Rosja wyposażyła armię syryjskiego dyktatora Baszszara al-Asada w kompleksy rakietowe "Pancyr". Wciąż nie jest jasne, czy Moskwa przekazała wojskom reżimu także systemy obrony powietrznej S-300. Stany Zjednoczone i kraje członkowskie NATO apelują do rosyjskiego prezydenta Władimira Putina, aby zaprzestał dozbrajania armii, która ma na rękach krew własnych obywateli.
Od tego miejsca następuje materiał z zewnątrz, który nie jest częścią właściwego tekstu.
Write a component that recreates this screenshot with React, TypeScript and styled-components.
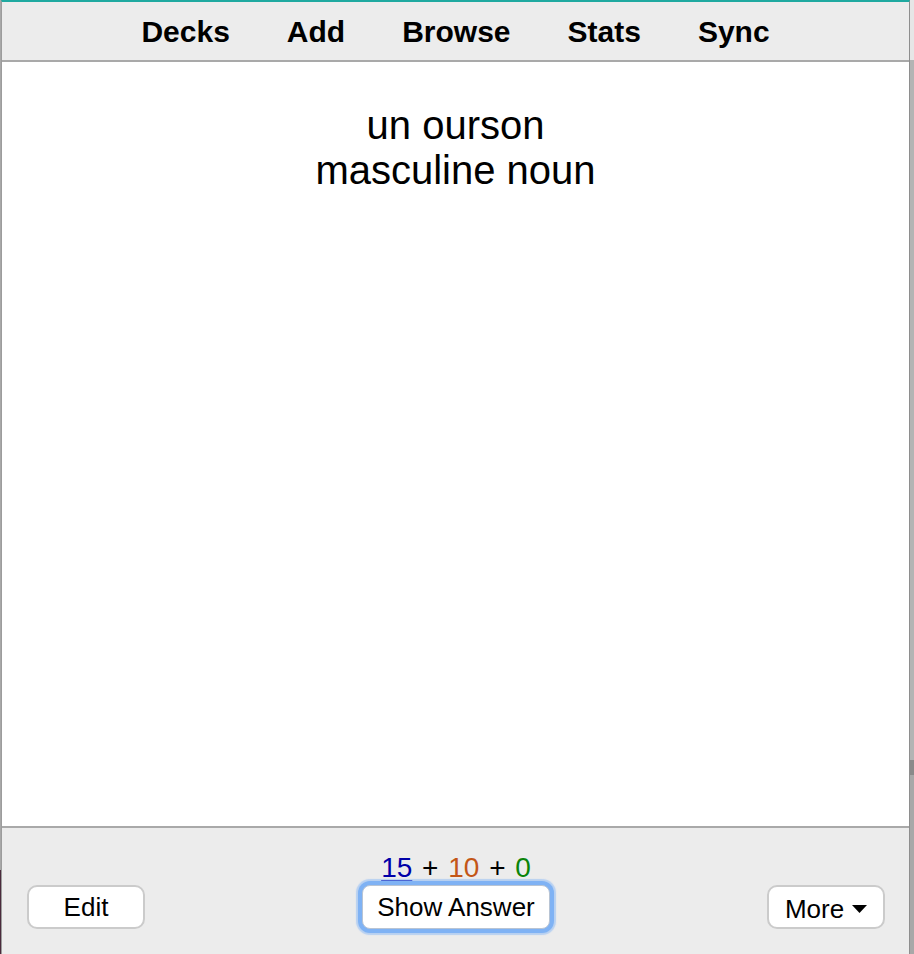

Kreml zapowiedział przekazanie dyktatorowi Asadowi systemów S-300. Na razie strona syryjska twierdzi, że rakiety już dostała, a Rosjanie zaprzeczają. Natomiast wiadomo, że od 2015 roku te kompleksy rakietowe strzegą nieba nad rosyjskimi bazami w Syrii, zlokalizowanymi w Hmeimim i Tartusie.
Według radia Echo Moskwy, Damaszek otrzymał kilka dni temu systemy obrony powietrznej "Pancyr". Informatorzy gazety "Kommiersant" twierdzą, że "Rosja ma jeszcze inne środki obrony przeciwrakietowej i przeciwlotniczej, które może przekazać reżimowi w Damaszku".
Wojna w Syrii trwa już od ponad siedmiu lat. Zginęło w niej blisko 400 tysięcy cywilów, a 11 milionów ludzi uciekło ze swoich domów.